A good way to survive winter is to hibernate. A hibernating animal isn't just asleep its body becomes cold and inactive, as though the animal is dead.

In hibernation a European dormouse's heart beats just once a minute.

A European dormouse spends just five months of the year out of hibernation. 

Leaves to last

Holly and ivy can survive wintry conditions because their leaves have a thick waxy covering that protects them in both cold and dry weather. 

The stoat has brown and white summer coat, with a black tip to its tail. 

The great escape

Birds can't hibernate, but they can fly away and spend winter somewhere warmer. Many do this.

Some butterflies hibernate while others spend the winter in chrysalis form, emerging in the spring. Coniferous trees can survive areas where the winters may last eight months. 

A hot bath

One group of Japanese macaques jump into natural hot springs to warm up in winter, though getting out can leave them a bit cold.

Life as a Japanese macaque 

In the winter months, Japanese macaques grow a thicker coat. They are intelligent and sociable animals, living in troops of 20 to 30 individuals. 

Macaques are also known as snow monkeys. The young learn to roll snowballs just for fun

The woodchuck and the hedgehog both hibernate. 

Weird Woods

Not all evergreen trees have needle-shaped leaves, and not all broad-leaved trees shed their leaves. Bamboo is broad-leaved, but evergreen. Weird woods have some unusual residents, such as the Tasmanian sugar glider. 

Bamboo forests

In parts of China, bamboos grow as tall as trees, although they are grasses. They are the fastest-growing plants in the world.
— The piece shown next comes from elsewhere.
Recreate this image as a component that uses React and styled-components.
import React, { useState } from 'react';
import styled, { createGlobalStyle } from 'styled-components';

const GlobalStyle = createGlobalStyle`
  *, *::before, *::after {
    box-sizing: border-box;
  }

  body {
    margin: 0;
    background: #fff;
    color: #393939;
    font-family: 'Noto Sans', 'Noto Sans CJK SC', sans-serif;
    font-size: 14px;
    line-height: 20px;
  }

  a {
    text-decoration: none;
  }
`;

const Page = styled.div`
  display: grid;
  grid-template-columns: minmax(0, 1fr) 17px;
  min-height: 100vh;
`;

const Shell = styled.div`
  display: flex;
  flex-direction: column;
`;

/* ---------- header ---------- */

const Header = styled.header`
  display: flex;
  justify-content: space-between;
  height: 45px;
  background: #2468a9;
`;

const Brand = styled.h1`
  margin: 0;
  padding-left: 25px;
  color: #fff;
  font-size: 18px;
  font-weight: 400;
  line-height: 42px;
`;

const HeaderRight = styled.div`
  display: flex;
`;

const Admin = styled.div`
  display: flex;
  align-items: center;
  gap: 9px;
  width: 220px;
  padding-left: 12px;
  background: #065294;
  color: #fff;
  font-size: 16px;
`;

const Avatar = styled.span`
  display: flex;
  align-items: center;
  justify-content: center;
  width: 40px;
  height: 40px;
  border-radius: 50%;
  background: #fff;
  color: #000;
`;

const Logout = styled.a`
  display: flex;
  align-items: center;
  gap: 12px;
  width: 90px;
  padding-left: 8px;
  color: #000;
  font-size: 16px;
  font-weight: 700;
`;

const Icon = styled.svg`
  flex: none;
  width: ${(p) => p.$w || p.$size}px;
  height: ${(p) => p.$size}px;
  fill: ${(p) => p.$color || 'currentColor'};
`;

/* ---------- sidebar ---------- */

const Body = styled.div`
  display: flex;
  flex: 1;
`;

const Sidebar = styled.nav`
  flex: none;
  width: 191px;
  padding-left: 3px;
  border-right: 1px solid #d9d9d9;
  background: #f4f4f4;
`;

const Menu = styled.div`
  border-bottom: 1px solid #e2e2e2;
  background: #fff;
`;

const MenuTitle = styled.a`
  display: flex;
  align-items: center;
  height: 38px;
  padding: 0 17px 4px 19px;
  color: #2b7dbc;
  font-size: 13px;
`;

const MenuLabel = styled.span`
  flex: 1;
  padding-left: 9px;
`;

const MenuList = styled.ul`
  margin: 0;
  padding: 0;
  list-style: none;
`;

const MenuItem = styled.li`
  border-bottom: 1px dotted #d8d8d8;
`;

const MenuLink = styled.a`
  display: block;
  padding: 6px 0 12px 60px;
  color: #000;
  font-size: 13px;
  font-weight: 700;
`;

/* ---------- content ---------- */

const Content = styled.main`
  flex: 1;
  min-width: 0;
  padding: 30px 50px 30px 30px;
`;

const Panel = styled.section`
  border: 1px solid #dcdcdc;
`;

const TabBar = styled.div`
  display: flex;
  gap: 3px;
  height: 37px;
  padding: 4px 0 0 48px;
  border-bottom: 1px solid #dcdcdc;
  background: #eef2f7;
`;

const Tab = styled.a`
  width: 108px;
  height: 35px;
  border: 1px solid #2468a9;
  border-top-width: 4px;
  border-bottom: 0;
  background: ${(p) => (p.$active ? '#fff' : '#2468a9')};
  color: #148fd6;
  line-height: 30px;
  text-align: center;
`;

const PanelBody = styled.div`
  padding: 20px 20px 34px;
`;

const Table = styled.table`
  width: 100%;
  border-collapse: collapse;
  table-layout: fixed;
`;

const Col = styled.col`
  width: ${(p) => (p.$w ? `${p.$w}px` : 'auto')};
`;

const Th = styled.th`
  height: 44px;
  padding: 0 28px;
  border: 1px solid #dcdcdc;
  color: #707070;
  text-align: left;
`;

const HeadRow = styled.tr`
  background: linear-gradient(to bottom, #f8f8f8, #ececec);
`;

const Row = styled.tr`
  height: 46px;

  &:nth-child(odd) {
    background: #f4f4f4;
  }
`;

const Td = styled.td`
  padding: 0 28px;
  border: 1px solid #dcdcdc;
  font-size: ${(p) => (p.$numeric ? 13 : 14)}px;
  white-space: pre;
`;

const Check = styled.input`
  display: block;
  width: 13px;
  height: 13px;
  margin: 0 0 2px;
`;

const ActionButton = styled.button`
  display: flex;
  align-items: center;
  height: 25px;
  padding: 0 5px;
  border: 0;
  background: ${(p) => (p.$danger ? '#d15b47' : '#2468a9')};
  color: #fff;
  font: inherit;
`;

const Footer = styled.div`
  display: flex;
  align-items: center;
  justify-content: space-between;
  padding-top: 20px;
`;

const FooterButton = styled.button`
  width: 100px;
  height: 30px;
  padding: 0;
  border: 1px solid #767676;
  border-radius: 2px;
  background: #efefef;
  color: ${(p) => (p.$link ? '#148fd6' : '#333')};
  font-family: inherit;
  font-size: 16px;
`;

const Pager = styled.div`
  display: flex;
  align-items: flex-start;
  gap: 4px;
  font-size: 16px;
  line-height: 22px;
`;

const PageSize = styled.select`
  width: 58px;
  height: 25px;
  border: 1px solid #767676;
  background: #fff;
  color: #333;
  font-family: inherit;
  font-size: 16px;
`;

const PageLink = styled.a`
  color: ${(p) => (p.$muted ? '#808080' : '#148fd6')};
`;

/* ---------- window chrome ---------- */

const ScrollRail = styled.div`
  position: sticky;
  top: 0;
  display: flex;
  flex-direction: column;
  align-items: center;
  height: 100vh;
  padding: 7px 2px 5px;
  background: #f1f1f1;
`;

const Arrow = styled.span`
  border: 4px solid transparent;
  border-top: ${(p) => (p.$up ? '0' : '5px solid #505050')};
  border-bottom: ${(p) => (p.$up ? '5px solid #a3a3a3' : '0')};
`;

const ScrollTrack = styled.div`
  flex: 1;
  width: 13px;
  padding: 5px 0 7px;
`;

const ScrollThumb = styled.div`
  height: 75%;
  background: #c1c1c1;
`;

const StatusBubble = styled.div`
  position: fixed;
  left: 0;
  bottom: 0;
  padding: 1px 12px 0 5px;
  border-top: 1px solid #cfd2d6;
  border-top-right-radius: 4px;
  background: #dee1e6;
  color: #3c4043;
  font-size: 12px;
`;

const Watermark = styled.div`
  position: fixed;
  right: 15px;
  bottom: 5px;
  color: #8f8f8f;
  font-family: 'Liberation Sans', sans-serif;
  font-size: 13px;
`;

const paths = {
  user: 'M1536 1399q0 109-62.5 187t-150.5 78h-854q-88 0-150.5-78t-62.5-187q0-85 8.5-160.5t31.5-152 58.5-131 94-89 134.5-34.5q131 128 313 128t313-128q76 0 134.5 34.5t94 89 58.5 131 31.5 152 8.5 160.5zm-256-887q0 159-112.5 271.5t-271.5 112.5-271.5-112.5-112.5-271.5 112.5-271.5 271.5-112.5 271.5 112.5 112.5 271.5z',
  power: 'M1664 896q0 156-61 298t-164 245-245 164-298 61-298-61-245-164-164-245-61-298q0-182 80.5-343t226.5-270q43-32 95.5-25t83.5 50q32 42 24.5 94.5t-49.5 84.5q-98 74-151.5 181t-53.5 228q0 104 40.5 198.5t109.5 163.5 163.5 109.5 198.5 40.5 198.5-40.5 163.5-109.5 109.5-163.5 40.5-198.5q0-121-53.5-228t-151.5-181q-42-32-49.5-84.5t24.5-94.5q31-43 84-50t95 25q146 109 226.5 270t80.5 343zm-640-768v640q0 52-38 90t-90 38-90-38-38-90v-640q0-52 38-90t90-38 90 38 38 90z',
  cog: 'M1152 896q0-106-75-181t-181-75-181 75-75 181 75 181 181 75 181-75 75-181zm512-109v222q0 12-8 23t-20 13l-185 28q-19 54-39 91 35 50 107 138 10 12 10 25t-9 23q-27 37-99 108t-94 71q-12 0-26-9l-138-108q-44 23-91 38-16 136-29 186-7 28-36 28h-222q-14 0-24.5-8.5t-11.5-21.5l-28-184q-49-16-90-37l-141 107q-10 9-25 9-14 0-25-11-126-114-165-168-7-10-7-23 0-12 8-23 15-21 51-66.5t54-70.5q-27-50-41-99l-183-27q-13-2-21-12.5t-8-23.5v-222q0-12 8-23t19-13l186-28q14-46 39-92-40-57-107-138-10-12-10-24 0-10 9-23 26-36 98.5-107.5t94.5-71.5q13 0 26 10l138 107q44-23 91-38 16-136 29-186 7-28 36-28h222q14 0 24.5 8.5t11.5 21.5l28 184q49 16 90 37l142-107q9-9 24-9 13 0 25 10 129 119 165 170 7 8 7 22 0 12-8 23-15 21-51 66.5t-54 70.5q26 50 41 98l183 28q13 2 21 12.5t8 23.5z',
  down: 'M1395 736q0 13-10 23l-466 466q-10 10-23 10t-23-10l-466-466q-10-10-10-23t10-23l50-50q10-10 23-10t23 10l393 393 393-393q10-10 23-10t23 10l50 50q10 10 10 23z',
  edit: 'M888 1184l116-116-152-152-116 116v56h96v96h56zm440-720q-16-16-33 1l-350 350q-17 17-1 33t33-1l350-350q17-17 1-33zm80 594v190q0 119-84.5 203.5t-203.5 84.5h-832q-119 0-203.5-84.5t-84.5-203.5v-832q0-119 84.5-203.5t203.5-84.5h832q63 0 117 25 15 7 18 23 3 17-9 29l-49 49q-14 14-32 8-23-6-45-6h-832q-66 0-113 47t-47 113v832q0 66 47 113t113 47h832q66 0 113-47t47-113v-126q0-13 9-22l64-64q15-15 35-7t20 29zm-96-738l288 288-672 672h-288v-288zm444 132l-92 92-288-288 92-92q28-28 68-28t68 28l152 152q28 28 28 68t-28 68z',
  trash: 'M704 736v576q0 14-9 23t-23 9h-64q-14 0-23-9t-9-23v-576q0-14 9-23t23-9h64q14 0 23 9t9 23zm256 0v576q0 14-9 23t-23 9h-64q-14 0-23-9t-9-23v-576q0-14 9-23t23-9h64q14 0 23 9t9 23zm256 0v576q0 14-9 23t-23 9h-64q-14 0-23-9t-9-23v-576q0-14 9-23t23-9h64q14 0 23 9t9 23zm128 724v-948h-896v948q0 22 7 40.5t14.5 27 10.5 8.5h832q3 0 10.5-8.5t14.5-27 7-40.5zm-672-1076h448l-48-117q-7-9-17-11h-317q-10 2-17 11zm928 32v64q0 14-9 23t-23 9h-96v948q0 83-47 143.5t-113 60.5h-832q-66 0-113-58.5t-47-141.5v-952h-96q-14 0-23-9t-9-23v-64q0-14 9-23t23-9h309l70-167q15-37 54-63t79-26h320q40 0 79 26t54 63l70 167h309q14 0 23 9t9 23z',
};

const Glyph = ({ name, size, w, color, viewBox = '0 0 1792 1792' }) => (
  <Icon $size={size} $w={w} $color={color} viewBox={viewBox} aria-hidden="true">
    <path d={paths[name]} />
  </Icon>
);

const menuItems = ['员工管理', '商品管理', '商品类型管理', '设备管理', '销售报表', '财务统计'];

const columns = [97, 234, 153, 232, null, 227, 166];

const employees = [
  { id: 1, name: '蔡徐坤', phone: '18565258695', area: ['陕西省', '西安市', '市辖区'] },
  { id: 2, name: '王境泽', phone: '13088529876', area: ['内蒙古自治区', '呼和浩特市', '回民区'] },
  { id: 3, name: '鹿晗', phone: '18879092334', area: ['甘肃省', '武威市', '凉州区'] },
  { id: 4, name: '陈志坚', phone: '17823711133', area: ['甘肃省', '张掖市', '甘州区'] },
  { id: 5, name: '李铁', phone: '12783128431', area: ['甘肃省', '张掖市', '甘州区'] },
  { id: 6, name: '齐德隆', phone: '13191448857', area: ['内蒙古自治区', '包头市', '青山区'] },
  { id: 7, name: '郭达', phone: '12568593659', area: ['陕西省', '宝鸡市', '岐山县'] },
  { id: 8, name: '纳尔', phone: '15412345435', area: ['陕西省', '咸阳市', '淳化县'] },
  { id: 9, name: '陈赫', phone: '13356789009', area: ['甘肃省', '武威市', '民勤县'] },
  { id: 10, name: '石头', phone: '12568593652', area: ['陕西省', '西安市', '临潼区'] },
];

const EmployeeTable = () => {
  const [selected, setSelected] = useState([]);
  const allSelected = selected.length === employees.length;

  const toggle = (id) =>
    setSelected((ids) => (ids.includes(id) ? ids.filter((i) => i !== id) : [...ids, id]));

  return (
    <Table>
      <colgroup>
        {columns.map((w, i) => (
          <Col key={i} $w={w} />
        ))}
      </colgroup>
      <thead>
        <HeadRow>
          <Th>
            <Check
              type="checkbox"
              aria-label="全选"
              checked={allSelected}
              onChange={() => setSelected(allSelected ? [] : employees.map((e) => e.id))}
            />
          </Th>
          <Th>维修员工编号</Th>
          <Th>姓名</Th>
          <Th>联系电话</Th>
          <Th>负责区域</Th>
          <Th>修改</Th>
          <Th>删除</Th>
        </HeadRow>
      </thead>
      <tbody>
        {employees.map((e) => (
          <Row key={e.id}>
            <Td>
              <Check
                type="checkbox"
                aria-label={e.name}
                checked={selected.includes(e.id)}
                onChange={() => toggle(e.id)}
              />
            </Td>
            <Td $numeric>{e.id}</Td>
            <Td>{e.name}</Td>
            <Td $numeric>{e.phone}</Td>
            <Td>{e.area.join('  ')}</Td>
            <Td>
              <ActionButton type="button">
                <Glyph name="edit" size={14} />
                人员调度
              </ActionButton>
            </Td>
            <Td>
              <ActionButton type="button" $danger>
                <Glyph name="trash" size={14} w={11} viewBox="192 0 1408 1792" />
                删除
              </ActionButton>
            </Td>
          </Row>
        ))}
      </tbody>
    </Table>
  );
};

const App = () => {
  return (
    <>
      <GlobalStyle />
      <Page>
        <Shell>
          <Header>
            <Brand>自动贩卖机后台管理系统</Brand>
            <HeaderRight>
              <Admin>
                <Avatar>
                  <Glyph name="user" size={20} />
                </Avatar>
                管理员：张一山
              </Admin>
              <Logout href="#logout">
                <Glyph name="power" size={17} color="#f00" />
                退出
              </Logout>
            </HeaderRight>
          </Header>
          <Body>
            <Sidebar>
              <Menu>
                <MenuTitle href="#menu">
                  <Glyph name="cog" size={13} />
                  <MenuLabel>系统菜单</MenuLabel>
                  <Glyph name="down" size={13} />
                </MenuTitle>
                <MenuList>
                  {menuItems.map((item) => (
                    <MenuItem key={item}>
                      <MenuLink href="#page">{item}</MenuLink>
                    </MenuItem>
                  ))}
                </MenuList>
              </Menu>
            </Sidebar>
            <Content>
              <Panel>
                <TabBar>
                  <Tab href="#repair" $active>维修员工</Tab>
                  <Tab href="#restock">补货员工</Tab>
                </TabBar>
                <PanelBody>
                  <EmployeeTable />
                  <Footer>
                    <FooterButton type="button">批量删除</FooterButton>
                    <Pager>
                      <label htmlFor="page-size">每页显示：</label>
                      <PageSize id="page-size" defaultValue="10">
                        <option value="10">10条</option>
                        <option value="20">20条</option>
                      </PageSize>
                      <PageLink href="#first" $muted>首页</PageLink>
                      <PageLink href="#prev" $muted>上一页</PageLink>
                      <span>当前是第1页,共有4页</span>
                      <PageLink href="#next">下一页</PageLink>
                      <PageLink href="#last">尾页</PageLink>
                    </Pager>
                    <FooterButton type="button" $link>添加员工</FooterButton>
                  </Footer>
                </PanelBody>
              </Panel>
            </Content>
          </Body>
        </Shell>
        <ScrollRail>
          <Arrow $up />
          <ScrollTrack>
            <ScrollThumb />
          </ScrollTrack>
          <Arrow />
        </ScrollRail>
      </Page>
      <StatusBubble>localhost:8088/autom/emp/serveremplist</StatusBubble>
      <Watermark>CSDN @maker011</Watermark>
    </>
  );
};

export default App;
Pandas depend on bamboo forests for their survival.

No need for flight

Many of New Zealand's birds, like the kiwi, are flightless. The kiwi lives more like a hedgehog, rooting around on the forest floor.

Kiwi is flightless because of it has no natural predators. 


The tree fern is a strange relic from the days of the dinosaurs. It is an evergreen tree.

Tree ferns were once a source of food for some dinosaurs.

Life in a tree

Eucalyptus leaves are poisonous, but one animal can stomach them, the koala. Special bacteria aid digestion.

Koalas spend most of their lives in eucalyptus trees, even sleeping up there! They feed on the leaves for about four hours each night.

Eucalyptus is broad leaved, but evergreen.

Seen by dinosaurs

With their rounded tops and stiff, upward-pointing leaves, monkey puzzle trees are related to trees that were viewed by dinosaurs. They are broad-leaved, but evergreen.